Riley is one of those authors who I’d have absolutely no pleasure in meeting, in case I stumble on a word and that ruins my image for her forever or if I wave my hand somewhat awkwardly and, to her, that unconsciously unleashes a whole host of my repressed memories. In her writing, the smallest movement or hesitation can mean a whole deluge of things. With My Phantoms it feels Riley is slapping the roof of the slender volume and saying ‘just look at how much emotional trauma I can fit into this bad boy’.

Barry Pierce


George Saunders, A Swim in a Pond in the Rain (Bloomsbury)

George Saunders is uniquely placed to write A Swim in a Pond in the Rain. He is probably the greatest living short story writer, an MFA tutor at Syracuse, and, most importantly for this book, an engineer by training. Combining these aspects makes for an intriguing hybrid — a collection of short stories by the Russian greats (Chekhov, Tolstoy, Turgenev and Gogol), interspersed with Saunders’ explanation of how the stories work.
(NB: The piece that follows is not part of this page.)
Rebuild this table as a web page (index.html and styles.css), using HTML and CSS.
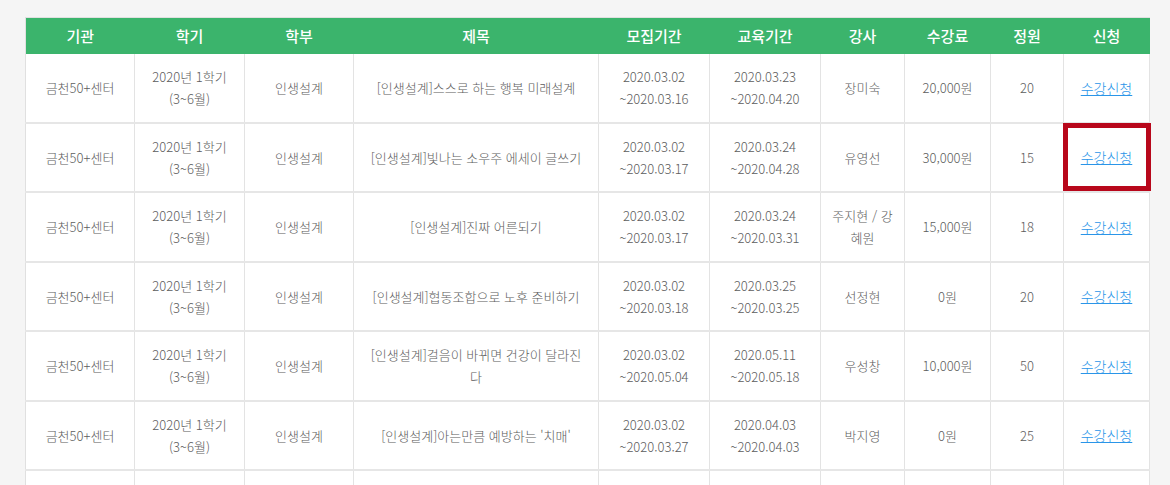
FILE: index.html
```html
<!DOCTYPE html>
<html lang="ko">
<head>
    <meta charset="UTF-8">
    <meta name="viewport" content="width=device-width, initial-scale=1.0">
    <title>강좌 목록</title>
    <link rel="stylesheet" href="styles.css">
</head>
<body>

    <div class="wrap">
        <table class="courseTable">
            <colgroup>
                <col style="width:109px">
                <col style="width:110px">
                <col style="width:109px">
                <col style="width:245px">
                <col style="width:111px">
                <col style="width:111px">
                <col style="width:84px">
                <col style="width:86px">
                <col style="width:73px">
                <col style="width:86px">
            </colgroup>
            <thead>
                <tr>
                    <th>기관</th>
                    <th>학기</th>
                    <th>학부</th>
                    <th>제목</th>
                    <th>모집기간</th>
                    <th>교육기간</th>
                    <th>강사</th>
                    <th>수강료</th>
                    <th>정원</th>
                    <th>신청</th>
                </tr>
            </thead>
            <tbody>
                <tr>
                    <td>금천50+센터</td>
                    <td>2020년 1학기<br>(3~6월)</td>
                    <td>인생설계</td>
                    <td class="title">[인생설계]스스로 하는 행복 미래설계</td>
                    <td>2020.03.02<br>~2020.03.16</td>
                    <td>2020.03.23<br>~2020.04.20</td>
                    <td>장미숙</td>
                    <td>20,000원</td>
                    <td>20</td>
                    <td><a href="#">수강신청</a></td>
                </tr>
                <tr>
                    <td>금천50+센터</td>
                    <td>2020년 1학기<br>(3~6월)</td>
                    <td>인생설계</td>
                    <td class="title">[인생설계]빛나는 소우주 에세이 글쓰기</td>
                    <td>2020.03.02<br>~2020.03.17</td>
                    <td>2020.03.24<br>~2020.04.28</td>
                    <td>유영선</td>
                    <td>30,000원</td>
                    <td>15</td>
                    <td class="marked"><a href="#">수강신청</a><span class="mark"></span></td>
                </tr>
                <tr>
                    <td>금천50+센터</td>
                    <td>2020년 1학기<br>(3~6월)</td>
                    <td>인생설계</td>
                    <td class="title">[인생설계]진짜 어른되기</td>
                    <td>2020.03.02<br>~2020.03.17</td>
                    <td>2020.03.24<br>~2020.03.31</td>
                    <td>주지현 / 강혜원</td>
                    <td>15,000원</td>
                    <td>18</td>
                    <td><a href="#">수강신청</a></td>
                </tr>
                <tr>
                    <td>금천50+센터</td>
                    <td>2020년 1학기<br>(3~6월)</td>
                    <td>인생설계</td>
                    <td class="title">[인생설계]협동조합으로 노후 준비하기</td>
                    <td>2020.03.02<br>~2020.03.18</td>
                    <td>2020.03.25<br>~2020.03.25</td>
                    <td>선정현</td>
                    <td>0원</td>
                    <td>20</td>
                    <td><a href="#">수강신청</a></td>
                </tr>
                <tr>
                    <td>금천50+센터</td>
                    <td>2020년 1학기<br>(3~6월)</td>
                    <td>인생설계</td>
                    <td class="title">[인생설계]걸음이 바뀌면 건강이 달라진다</td>
                    <td>2020.03.02<br>~2020.05.04</td>
                    <td>2020.05.11<br>~2020.05.18</td>
                    <td>우성창</td>
                    <td>10,000원</td>
                    <td>50</td>
                    <td><a href="#">수강신청</a></td>
                </tr>
                <tr>
                    <td>금천50+센터</td>
                    <td>2020년 1학기<br>(3~6월)</td>
                    <td>인생설계</td>
                    <td class="title">[인생설계]아는만큼 예방하는 '치매'</td>
                    <td>2020.03.02<br>~2020.03.27</td>
                    <td>2020.04.03<br>~2020.04.03</td>
                    <td>박지영</td>
                    <td>0원</td>
                    <td>25</td>
                    <td><a href="#">수강신청</a></td>
                </tr>
                <tr class="emptyRow">
                    <td></td>
                    <td></td>
                    <td></td>
                    <td></td>
                    <td></td>
                    <td></td>
                    <td></td>
                    <td></td>
                    <td></td>
                    <td></td>
                </tr>
            </tbody>
        </table>
    </div>

</body>
</html>
```

FILE: styles.css
```css
body {
    margin: 0;
    background-color: #f5f5f5;
    font-family: "Noto Sans CJK KR", "Noto Sans", sans-serif;
    color: #5c5c5c;
}
.wrap {
    padding: 17px 0 0 25px;
}
.courseTable {
    width: 1124px;
    table-layout: fixed;
    border-collapse: collapse;
    background: white;
    border-top: 1px solid #e0e0e0;
    border-left: 1px solid #e0e0e0;
}
.courseTable th {
    background-color: #3bb46c;
    color: white;
    font-size: 15px;
    font-weight: 500;
    line-height: 22px;
    padding: 7px 4px;
    text-align: center;
}
.courseTable td {
    font-size: 13px;
    font-weight: 300;
    line-height: 22px;
    padding: 12px 6px 11.5px;
    text-align: center;
    border-right: 1px solid #e3e3e3;
    border-bottom: 2px solid #e6e6e6;
}
.courseTable td.title {
    padding-left: 12px;
    padding-right: 12px;
}
.courseTable .emptyRow td {
    height: 44px;
}
.courseTable a {
    color: #2a95e8;
    font-size: 14px;
    text-decoration: underline;
}
.marked {
    position: relative;
}
.mark {
    position: absolute;
    left: -1px;
    top: -1px;
    right: -2px;
    bottom: 0;
    border: 5px solid #b8071b;
}
```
Opening with Chekhov’s ‘In the Cart’, we read page-by-page with Saunders, noticing features of storytelling, plotting our responses throughout the story to notice the subtle ways we are affected as it progresses. His reading of the stories are demoralisingly good: Max Porter was so disgusted he threw his book across the room.

Saunders has an amazing facility at taking something indefinable and lays out its nuts and bolts. Chekhov’s use of description is ‘a little poem that adjusts our understanding of the story’. Tolstoy’s sentences are a ‘referendum on truth’. Story itself is good when ‘it responds alertly to itself’, by which he means, ‘having created a pattern of excesses, it notices those excesses and converts them into virtues.’

Although it’s not as didactic as I make it sound. Saunders is warm and vivacious company, funny and even-handed and increasingly wise; in his concluding remarks, he sounds a note for humanity you would defend at the barricades. This book is an enthralling delve into life and its narration – for people interested in how fiction works, it’s like breathing oxygen.